(Rows from a dataset of pages and code)
****************************************

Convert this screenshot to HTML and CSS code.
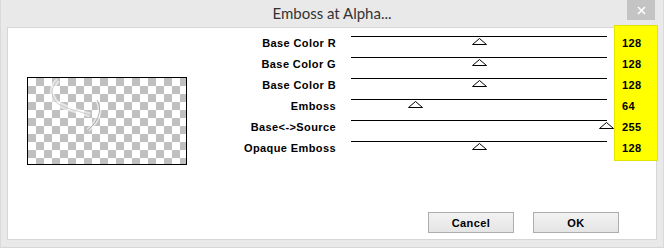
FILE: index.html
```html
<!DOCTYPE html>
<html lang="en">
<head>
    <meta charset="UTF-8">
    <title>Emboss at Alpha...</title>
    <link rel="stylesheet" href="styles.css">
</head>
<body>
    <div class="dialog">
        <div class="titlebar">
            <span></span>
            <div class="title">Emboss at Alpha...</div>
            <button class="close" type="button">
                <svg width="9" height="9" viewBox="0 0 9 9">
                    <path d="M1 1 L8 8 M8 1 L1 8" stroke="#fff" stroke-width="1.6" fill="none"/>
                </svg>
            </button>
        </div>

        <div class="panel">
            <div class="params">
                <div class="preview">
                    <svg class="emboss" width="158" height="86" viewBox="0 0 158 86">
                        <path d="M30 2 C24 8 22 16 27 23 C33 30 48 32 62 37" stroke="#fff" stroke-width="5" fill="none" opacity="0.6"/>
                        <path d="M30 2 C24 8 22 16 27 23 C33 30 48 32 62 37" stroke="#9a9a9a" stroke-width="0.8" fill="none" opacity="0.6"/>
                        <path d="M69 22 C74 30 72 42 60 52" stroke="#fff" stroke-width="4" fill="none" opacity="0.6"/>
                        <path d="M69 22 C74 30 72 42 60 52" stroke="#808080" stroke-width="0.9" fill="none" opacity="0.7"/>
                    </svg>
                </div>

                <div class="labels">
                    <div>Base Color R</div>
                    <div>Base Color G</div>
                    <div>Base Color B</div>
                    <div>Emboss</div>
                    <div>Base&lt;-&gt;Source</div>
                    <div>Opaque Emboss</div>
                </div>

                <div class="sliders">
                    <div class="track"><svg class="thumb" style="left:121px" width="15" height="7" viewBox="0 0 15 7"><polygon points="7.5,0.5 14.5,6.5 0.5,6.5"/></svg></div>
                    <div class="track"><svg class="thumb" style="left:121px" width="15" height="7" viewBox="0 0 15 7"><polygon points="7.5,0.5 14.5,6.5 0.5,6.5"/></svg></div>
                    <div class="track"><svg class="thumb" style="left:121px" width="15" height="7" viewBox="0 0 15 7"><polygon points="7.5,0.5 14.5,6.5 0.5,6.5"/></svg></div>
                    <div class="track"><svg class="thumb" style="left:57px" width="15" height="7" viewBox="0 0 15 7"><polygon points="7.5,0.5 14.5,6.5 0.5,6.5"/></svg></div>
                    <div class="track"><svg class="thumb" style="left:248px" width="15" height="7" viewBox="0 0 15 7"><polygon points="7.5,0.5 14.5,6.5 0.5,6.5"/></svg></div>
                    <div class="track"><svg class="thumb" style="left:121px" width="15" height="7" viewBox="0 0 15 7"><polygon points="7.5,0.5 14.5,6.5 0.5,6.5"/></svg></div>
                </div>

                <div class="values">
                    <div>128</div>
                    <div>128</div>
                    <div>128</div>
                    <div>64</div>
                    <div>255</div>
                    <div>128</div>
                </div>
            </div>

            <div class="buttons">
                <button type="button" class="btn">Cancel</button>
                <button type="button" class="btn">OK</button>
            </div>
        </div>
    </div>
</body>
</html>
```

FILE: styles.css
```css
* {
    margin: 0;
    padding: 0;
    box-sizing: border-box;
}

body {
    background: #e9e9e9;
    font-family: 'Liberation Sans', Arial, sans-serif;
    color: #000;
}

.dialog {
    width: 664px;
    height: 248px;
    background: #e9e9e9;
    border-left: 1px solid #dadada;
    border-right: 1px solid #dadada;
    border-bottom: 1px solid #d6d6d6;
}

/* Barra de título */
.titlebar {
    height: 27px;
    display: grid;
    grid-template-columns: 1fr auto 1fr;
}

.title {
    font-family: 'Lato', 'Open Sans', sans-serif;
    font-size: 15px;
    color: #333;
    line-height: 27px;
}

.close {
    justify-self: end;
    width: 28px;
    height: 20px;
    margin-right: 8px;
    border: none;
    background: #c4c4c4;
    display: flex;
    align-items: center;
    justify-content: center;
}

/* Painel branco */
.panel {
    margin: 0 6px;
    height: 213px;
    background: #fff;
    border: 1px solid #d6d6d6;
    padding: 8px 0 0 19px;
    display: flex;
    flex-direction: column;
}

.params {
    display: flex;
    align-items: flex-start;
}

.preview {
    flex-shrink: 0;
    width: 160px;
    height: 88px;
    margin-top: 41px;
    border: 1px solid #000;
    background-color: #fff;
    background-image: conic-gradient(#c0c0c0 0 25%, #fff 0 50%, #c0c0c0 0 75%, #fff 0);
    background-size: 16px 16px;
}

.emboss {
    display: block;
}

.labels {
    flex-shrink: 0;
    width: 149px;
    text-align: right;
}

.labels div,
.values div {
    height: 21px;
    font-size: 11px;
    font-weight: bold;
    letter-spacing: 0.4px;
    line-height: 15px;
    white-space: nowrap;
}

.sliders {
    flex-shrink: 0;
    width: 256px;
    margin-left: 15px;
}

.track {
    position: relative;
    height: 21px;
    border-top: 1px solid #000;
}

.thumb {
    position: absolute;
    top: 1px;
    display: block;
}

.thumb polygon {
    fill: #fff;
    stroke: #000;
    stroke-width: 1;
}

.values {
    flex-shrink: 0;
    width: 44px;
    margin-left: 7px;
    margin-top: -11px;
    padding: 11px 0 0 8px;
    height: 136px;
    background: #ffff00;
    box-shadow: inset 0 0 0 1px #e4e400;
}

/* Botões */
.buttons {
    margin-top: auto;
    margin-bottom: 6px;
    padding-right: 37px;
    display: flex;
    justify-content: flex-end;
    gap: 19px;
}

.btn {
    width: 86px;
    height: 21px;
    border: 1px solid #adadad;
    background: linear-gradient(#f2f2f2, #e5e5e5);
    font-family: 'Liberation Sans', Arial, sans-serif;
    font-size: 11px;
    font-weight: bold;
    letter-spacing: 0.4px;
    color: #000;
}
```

****************************************

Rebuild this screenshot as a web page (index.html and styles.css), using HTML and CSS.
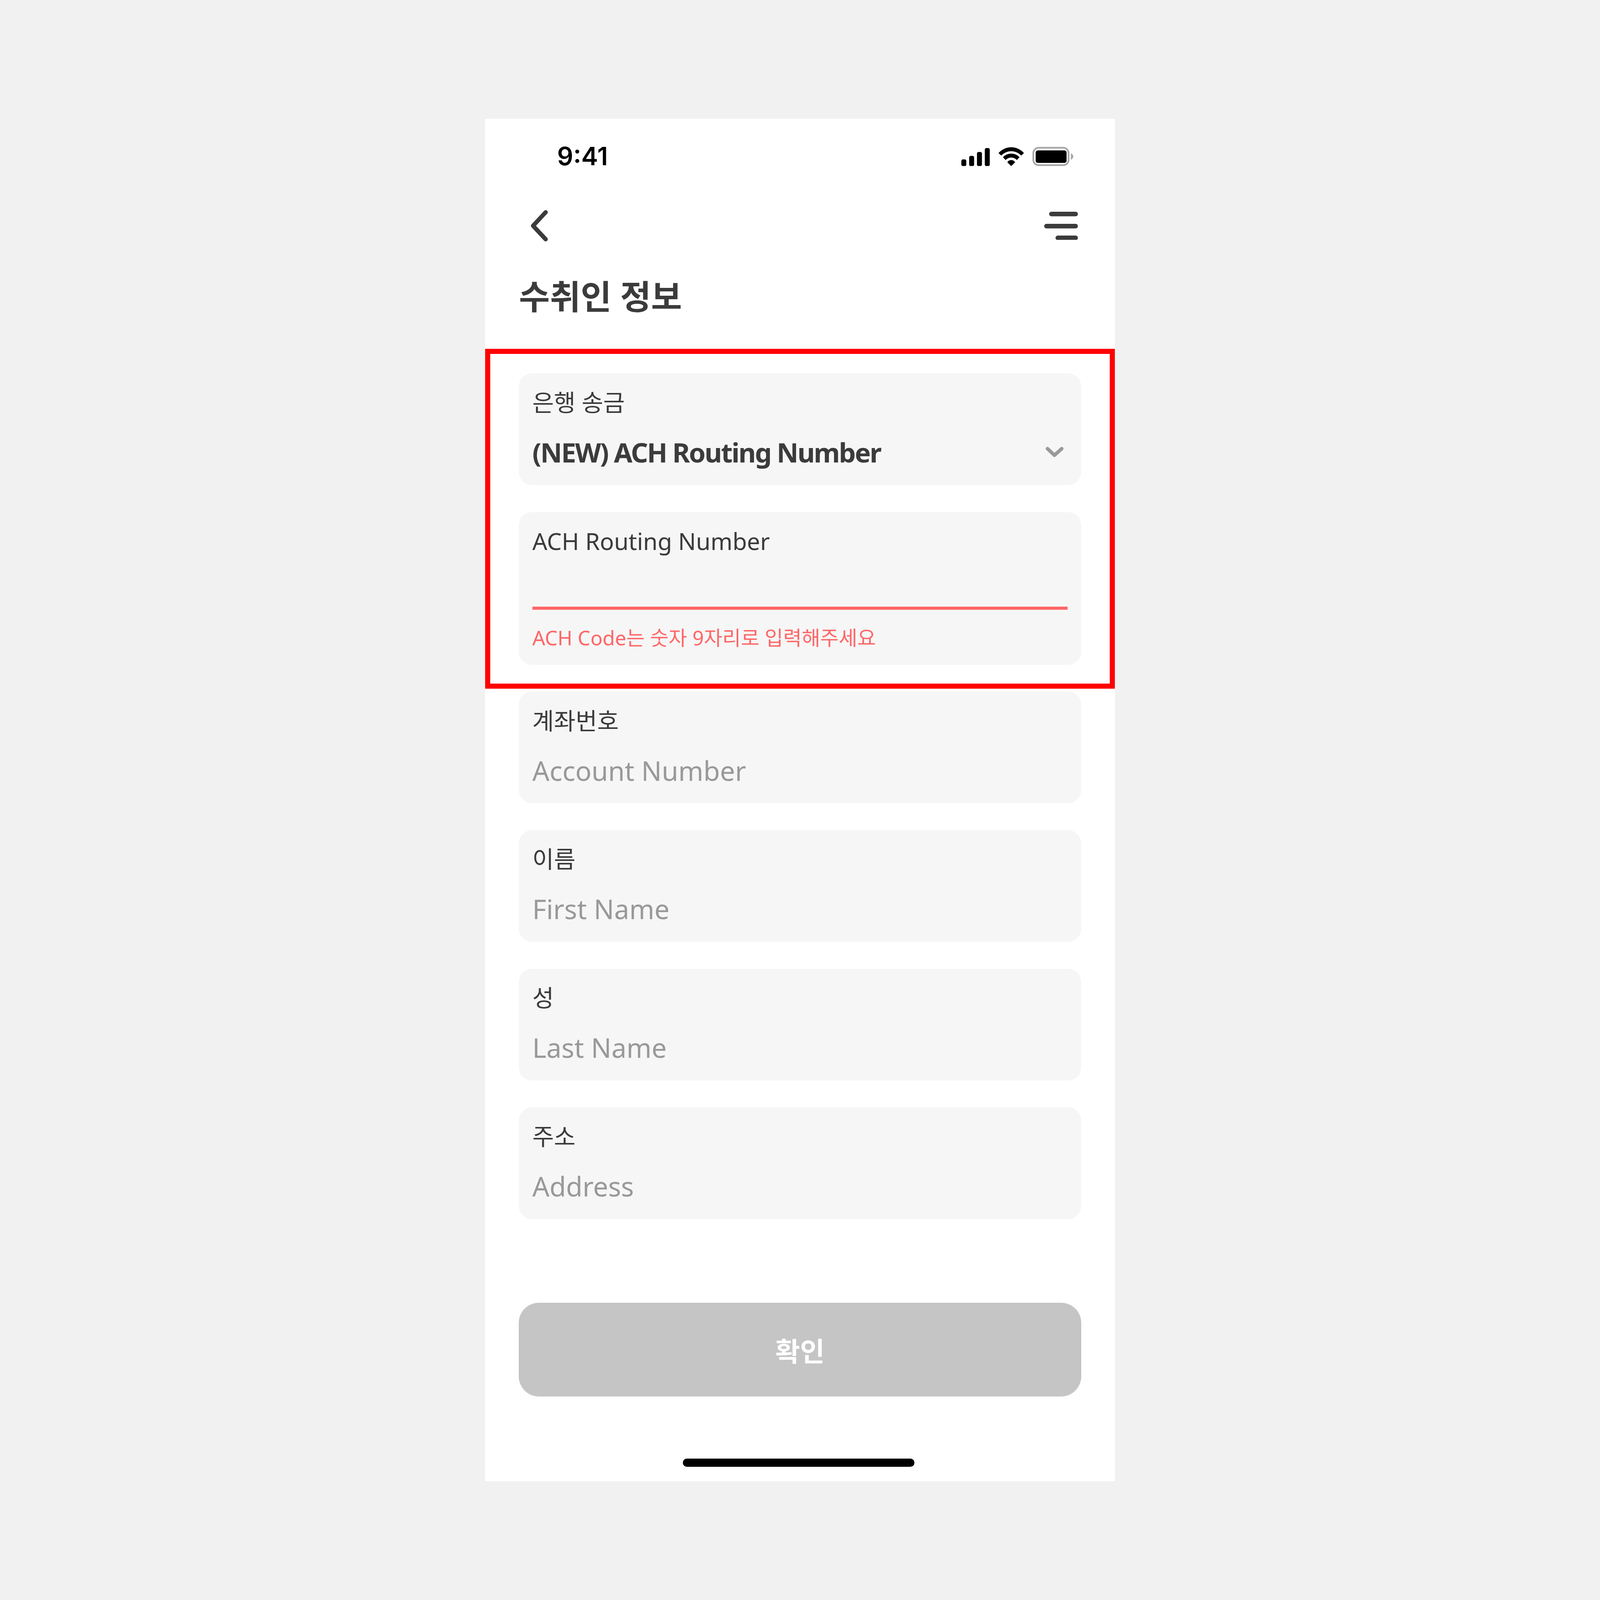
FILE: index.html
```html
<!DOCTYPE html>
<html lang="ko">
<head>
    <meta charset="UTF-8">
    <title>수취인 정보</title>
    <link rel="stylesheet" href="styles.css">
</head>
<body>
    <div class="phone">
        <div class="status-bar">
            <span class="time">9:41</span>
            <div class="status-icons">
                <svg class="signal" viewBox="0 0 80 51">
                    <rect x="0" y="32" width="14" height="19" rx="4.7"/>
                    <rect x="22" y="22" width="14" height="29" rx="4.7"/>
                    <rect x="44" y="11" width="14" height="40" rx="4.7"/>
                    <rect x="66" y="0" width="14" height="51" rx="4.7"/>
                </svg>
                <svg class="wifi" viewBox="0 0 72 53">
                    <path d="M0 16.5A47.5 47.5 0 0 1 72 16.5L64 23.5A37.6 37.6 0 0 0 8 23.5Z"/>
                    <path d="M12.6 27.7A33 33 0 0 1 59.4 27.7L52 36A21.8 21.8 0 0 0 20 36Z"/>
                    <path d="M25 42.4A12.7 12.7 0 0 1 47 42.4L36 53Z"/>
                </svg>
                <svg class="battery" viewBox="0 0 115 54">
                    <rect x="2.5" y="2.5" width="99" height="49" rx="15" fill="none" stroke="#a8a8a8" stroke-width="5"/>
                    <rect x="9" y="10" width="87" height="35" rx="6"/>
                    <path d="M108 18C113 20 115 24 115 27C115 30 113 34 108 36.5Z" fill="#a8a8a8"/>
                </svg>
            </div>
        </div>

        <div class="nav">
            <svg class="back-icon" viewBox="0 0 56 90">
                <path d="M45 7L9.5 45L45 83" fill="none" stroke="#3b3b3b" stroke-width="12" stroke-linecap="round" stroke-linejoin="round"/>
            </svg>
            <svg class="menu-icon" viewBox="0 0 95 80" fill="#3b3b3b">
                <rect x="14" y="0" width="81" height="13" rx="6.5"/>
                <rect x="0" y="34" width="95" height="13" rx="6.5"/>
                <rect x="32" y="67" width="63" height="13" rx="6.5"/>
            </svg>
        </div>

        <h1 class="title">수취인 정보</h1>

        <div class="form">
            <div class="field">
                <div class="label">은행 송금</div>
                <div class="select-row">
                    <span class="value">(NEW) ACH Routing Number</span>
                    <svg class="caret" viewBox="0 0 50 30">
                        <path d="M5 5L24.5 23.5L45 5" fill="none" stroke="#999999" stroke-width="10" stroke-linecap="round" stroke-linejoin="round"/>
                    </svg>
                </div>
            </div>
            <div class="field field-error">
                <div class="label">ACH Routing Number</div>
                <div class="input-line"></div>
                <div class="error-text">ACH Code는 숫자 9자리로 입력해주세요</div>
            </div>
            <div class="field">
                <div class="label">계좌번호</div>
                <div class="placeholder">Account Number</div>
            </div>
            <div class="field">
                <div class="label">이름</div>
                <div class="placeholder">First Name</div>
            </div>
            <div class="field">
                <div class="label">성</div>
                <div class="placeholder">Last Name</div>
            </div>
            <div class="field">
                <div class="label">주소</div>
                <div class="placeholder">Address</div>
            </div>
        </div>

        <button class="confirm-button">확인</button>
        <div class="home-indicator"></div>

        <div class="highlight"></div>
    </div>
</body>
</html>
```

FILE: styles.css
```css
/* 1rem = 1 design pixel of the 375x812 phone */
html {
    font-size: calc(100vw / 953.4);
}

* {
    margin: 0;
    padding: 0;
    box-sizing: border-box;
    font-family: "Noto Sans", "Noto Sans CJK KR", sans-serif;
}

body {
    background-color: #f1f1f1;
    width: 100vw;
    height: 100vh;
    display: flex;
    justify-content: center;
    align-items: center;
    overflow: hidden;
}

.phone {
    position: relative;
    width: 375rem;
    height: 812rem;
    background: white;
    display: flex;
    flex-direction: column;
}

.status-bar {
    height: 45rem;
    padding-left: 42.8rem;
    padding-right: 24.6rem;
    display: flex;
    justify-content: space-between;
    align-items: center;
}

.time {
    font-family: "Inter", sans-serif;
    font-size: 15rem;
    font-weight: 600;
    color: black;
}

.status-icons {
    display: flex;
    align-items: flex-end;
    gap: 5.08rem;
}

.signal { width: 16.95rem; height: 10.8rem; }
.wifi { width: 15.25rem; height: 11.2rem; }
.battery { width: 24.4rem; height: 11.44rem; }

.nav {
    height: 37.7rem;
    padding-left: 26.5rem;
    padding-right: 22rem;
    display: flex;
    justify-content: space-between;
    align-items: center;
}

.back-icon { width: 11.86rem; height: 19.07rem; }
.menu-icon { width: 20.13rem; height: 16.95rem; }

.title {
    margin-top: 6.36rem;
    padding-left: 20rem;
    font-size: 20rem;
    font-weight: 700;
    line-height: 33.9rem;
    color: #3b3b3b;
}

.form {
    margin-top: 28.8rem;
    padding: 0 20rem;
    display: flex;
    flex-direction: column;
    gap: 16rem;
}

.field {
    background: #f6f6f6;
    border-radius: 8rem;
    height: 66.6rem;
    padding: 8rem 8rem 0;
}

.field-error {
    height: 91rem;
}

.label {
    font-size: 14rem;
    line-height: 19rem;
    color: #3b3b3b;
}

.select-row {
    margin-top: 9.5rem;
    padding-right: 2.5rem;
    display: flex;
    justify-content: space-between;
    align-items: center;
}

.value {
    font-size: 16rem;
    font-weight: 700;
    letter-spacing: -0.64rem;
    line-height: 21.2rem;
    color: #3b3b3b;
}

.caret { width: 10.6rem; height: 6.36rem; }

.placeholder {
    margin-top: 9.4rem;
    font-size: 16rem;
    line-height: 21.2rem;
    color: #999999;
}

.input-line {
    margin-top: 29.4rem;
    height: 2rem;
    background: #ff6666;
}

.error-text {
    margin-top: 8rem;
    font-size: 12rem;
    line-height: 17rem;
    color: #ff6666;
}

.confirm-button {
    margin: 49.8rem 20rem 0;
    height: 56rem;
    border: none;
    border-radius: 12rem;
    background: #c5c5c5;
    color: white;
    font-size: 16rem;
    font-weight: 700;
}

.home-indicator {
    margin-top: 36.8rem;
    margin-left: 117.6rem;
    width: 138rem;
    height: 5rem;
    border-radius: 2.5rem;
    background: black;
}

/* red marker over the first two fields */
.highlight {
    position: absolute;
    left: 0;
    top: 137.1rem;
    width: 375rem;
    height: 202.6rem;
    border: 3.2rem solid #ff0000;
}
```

****************************************

= What to produce =
Gather each line from the entries above that includes the word "screenshot".

= Correct response =
Convert this screenshot to HTML and CSS code.
Rebuild this screenshot as a web page (index.html and styles.css), using HTML and CSS.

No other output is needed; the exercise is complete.